I had this debate a while ago over those official stickers on London minicabs that say: “Pre-Booked Only.” I thought it would look odd, and harder to grasp quickly if you were looking for a taxi, if they said: “Booked Only.” It is worth emphasising the “pre-” at the expense of tautology. 

I am not sure if that applies in this case. “A planned stunt” would have been fine, and the meaning is clear. But I have no problem with “pre-” to drive the point home. Blackford intended to get himself thrown out if the speaker refused to allow him to disrupt Prime Minister’s Questions by demanding a vote in the middle of it, and secured the cheap publicity he had pre-prepared. 

Glossy brochure: A headline said this week’s National Audit Office report on universal credit blamed ministers for a “catalogue of errors”. Apart from giving the impression of a glossy brochure, I thought this diminished the NAO’s criticisms by suggesting they were a list of mere mistakes that could be corrected. 

In fact, as we reported, “the NAO concluded that the benefit had not delivered value for money and it was uncertain that it ever would”, and that “there was no way of measuring” whether it will meet its aims. 

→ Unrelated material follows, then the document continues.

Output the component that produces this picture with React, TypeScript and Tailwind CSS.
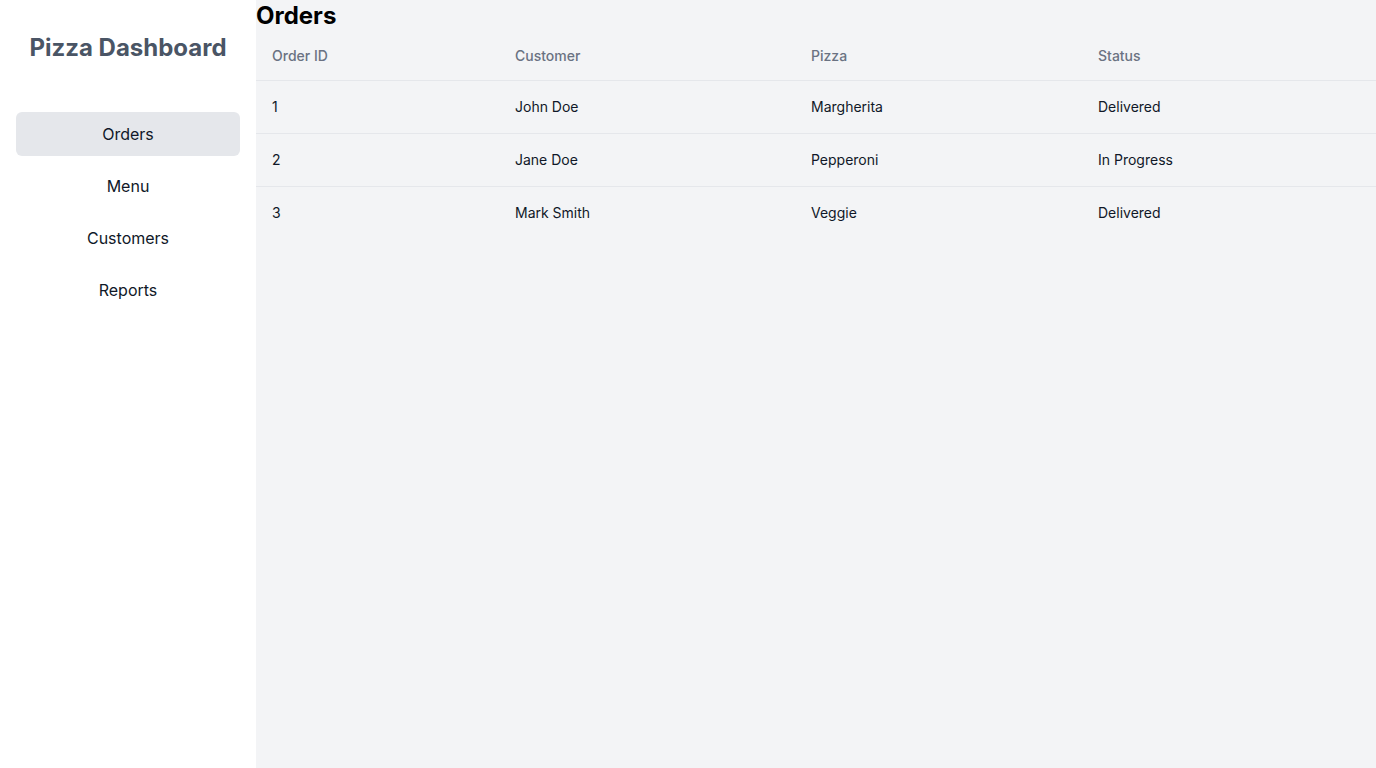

The problems with universal credit seem more fundamental than just errors, even a large number of them. 

Successful campaign: I am proud to report that, in a week when politics was turbulent and several media appearances went badly for interviewees, we managed to use the phrase “car crash” only to refer to road accidents. It’s a common metaphor for a public embarrassment, but it can be upsetting to anyone who has lost a loved one in a car crash. I’m glad we are avoiding it.  

One of the many clichés of the Brexit debate about which I think we should show similar restraint is the idea that leaving the EU is, as we put it in a comment article this week, an “act of economic self-harm”. That may not have been intended as a metaphor, because the plain meaning of the words reflects the consensus among economists that the costs of leaving are greater than the savings. 

But the association with the trauma of unhappy people harming themselves is tasteless and unnecessary. Let us have less of it.